Cities: Adidome is about the size of Wells (1000 people) Ho is about the size of Albert Lea, but with more people.

Travels: On the way here we were in planes with 2 seats-aisle-4 seats-aisle-2 seats both from Chicago and Germany. We ride in a taxi-van most places we need to go. However, next week when we travel from Accra to Tamale, we want to find a bus or something bigger than a van at least. The distance is about 100 miles.

A typical day looks like this: Nearly every morning we get up and do door-to-door evangelizing for about 2 hours, then rest during the heat of the day. Then there is a 2-3 hour worship service starting about 7-ish.

The best thing so far has been: that the people praise with such passion and fervor and singing and dancing

The grossest thing I ate: taste-wise was banku - basically raw cassava bread dough you dip in soup.

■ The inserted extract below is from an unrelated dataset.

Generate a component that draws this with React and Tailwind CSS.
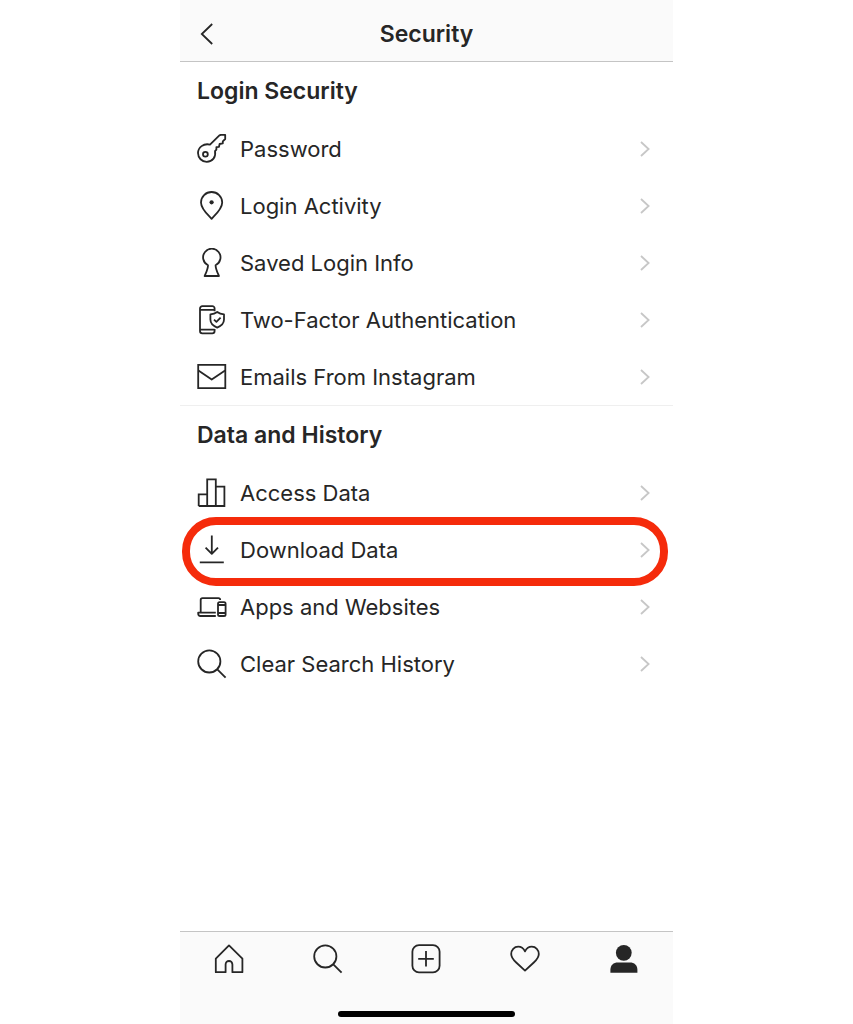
import React from 'react'

const Icon = ({ children, className = "size-[30px] shrink-0" }) => (
    <svg
        viewBox="0 0 30 30"
        fill="none"
        stroke="currentColor"
        strokeWidth="1.8"
        strokeLinejoin="round"
        className={className}
        aria-hidden="true"
    >
        {children}
    </svg>
)

const KeyIcon = () => (
    <Icon>
        <path d="M13 10.6 22.4 1.4 23.8 0.9H28.2V5L25.8 7.4V9.4L22.6 10 22 12.8 19.4 13.2V15.6L18 17.2C19.2 23 15.6 27.8 9.7 27.8 4.9 27.8 1 23.9 1 19.1 1 13.4 6.6 9 13 10.6Z" />
        <circle cx="8.4" cy="20.2" r="2.4" />
    </Icon>
)

const PinIcon = () => (
    <Icon>
        <path d="M14.6 27.8C12.4 25.2 4 18.2 4 11.4A10.6 10.4 0 0 1 25.2 11.4C25.2 18.2 16.8 25.2 14.6 27.8Z" />
        <circle cx="14.6" cy="11.3" r="2.1" fill="currentColor" stroke="none" />
    </Icon>
)

const KeyholeIcon = () => (
    <Icon>
        <path d="M11 17.2A8.7 8.7 0 1 1 18.6 17.2C18.6 21 20.2 24 22 28H7.6C9.4 24 11 21 11 17.2Z" />
    </Icon>
)

const TwoFactorIcon = () => (
    <Icon>
        <path d="M17.6 6.2V3.4A2.3 2.3 0 0 0 15.3 1.1H5.3A2.3 2.3 0 0 0 3 3.4V26A2.3 2.3 0 0 0 5.3 28.3H15.3A2.3 2.3 0 0 0 17.6 26V23.9" />
        <path d="M3 4.8H17.6M3 24.6H17.6" />
        <path d="M20.2 7C22.2 8.6 24.4 9.3 27 9.4V14.6C27 18.6 24.2 21 20.2 22.6 16.2 21 13.4 18.6 13.4 14.6V9.4C16 9.3 18.2 8.6 20.2 7Z" />
        <path d="M17 14.6 19.4 16.8 23.6 12.6" />
    </Icon>
)

const MailIcon = () => (
    <Icon>
        <path d="M1.2 2.8H28.3V26.2H1.2Z" strokeLinejoin="miter" />
        <path d="M1.4 8.6 14.7 17.6 28.1 8.6" />
    </Icon>
)

const BarsIcon = () => (
    <Icon>
        <path d="M1.7 28V16.4H10.2M10.2 28V1.4H18.8V28M18.8 8.6H27.4V28H1.7" strokeLinejoin="miter" />
    </Icon>
)

const DownloadIcon = () => (
    <Icon>
        <path d="M14.8 0.6V18.8M8.6 12.6 14.8 18.8 21 12.6M2.8 27.4H26.8" />
    </Icon>
)

const DevicesIcon = () => (
    <Icon>
        <path d="M3.7 20.4V8A1.8 1.8 0 0 1 5.5 6.2H21.4A1.8 1.8 0 0 1 23.2 8" />
        <path d="M18.8 20.6H1.2V21.8A2.2 2.2 0 0 0 3.4 24H18.8" />
        <rect x="21" y="10.2" width="7.6" height="13.8" rx="1.6" />
        <path d="M21 13H28.6M21 21H28.6" />
    </Icon>
)

const SearchIcon = () => (
    <Icon>
        <circle cx="12.3" cy="12.4" r="11.1" />
        <path d="M20.3 20.4 28.6 28.6" />
    </Icon>
)

const HomeIcon = () => (
    <Icon>
        <path d="M15 1.4 28.4 14.6V28.2H18.4V20.4A3.4 3.4 0 0 0 11.6 20.4V28.2H1.8V14.6Z" />
    </Icon>
)

const AddIcon = () => (
    <Icon>
        <rect x="1.4" y="1.2" width="27.2" height="27.2" rx="6.6" />
        <path d="M15 7V22.6M7.2 14.8H22.8" />
    </Icon>
)

const HeartIcon = () => (
    <Icon>
        <path d="M15 7.4C13.4 4.2 11 2.7 8.2 2.7 4.2 2.7 1.2 5.8 1.2 10.1 1.2 14 3.6 16.2 6.2 18.5L15 26.6 23.8 18.5C26.4 16.2 28.8 14 28.8 10.1 28.8 5.8 25.8 2.7 21.8 2.7 19 2.7 16.6 4.2 15 7.4Z" />
    </Icon>
)

const ProfileIcon = () => (
    <Icon>
        <g fill="currentColor" stroke="none">
            <circle cx="14.8" cy="8.8" r="7.9" />
            <path d="M1.4 28.8V25.8C1.4 21 4.4 18.4 9 18.4H20.8C25.4 18.4 28.4 21 28.4 25.8V28.8Z" />
        </g>
    </Icon>
)

const sections = [
    {
        title: "Login Security",
        items: [
            { label: "Password", icon: KeyIcon },
            { label: "Login Activity", icon: PinIcon },
            { label: "Saved Login Info", icon: KeyholeIcon },
            { label: "Two-Factor Authentication", icon: TwoFactorIcon },
            { label: "Emails From Instagram", icon: MailIcon },
        ],
    },
    {
        title: "Data and History",
        items: [
            { label: "Access Data", icon: BarsIcon },
            { label: "Download Data", icon: DownloadIcon, highlighted: true },
            { label: "Apps and Websites", icon: DevicesIcon },
            { label: "Clear Search History", icon: SearchIcon },
        ],
    },
]

const tabs = [
    { label: "Home", icon: HomeIcon },
    { label: "Search", icon: SearchIcon },
    { label: "New post", icon: AddIcon },
    { label: "Activity", icon: HeartIcon },
    { label: "Profile", icon: ProfileIcon },
]

const SettingsRow = ({ label, icon: RowIcon, highlighted }) => (
    <li className="relative">
        <a href="#" className="flex h-[57px] items-center gap-[13px] pl-[17px] pr-[23px]">
            <RowIcon />
            <span className="flex-1 text-[22px] leading-7">{label}</span>
            <svg viewBox="0 0 10 18" fill="none" stroke="#c7c7c7" strokeWidth="1.8" className="h-[18px] w-[10px] shrink-0" aria-hidden="true">
                <path d="M1 2 8.6 9 1 16" />
            </svg>
        </a>
        {highlighted && (
            <span className="pointer-events-none absolute -top-1 -bottom-2 left-0.5 right-[5px] rounded-[34px] border-8 border-[#f52b0b]" />
        )}
    </li>
)

const App = () => {
    return (
        <div className="min-h-screen bg-white font-['Inter',sans-serif] text-[#262626]">
            <div className="mx-auto flex min-h-screen w-full max-w-[493px] flex-col">
                <header className="grid h-[62px] grid-cols-[60px_1fr_60px] items-center border-b border-[#c4c4c4] bg-[#fafafa] pt-1.5">
                    <button type="button" aria-label="Back" className="flex h-11 items-center pl-5">
                        <svg viewBox="0 0 14 22" fill="none" stroke="currentColor" strokeWidth="1.8" className="h-[22px] w-[14px]" aria-hidden="true">
                            <path d="M12.2 1 1.8 11 12.2 21" />
                        </svg>
                    </button>
                    <h1 className="text-center text-[23px] leading-7 font-semibold">Security</h1>
                </header>

                <main className="flex-1">
                    {sections.map((section) => (
                        <section key={section.title} className="border-b border-[#efefef] last:border-b-0">
                            <h2 className="flex h-[58px] items-center px-[17px] text-[23px] leading-7 font-semibold">{section.title}</h2>
                            <ul>
                                {section.items.map((item) => (
                                    <SettingsRow key={item.label} {...item} />
                                ))}
                            </ul>
                        </section>
                    ))}
                </main>

                <footer className="flex flex-col items-center justify-between border-t border-[#c4c4c4] bg-[#fafafa] pb-[7px]">
                    <nav className="grid h-[79px] w-full grid-cols-5 items-start pt-3">
                        {tabs.map(({ label, icon: TabIcon }) => (
                            <a key={label} href="#" aria-label={label} className="flex justify-center">
                                <TabIcon />
                            </a>
                        ))}
                    </nav>
                    <div className="h-1.5 w-[177px] rounded-full bg-black" />
                </footer>
            </div>
        </div>
    )
}

export default App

But we had a dish called kenkey that no one really enjoyed, but we ate it to be nice to the cook. That night, I woke to sound of puking outside my window. The whole group was nauseous in the night and it was worse the more you had eaten of it. The boys all threw up, the girls were only nauseous.

Editor's note - Kenkey is a staple dish similar to a sourdough dumpling made from fermented corn. The corn ferments for a few days, then is partially cooked, then wrapped in banana leaves or corn leaves and then steamed.

The strangest thing I have seen: a High School Musical t-shirt on a little girl! And the names of the businesses are so funny - God's Time is Perfect Hairstyles, or Classy Lady Fashions, Our God Provides Enterprises, or my favorite, Obama. That's it. Obama.

I am so excited about Saturday! In the morning the contact is taking us on what he calls an excursion which means we will be visiting a money sanctuary and possibly a museum. That is also the day our cultural clothes will be ready!

I have to go for the afternoon - time to pick up my laundry!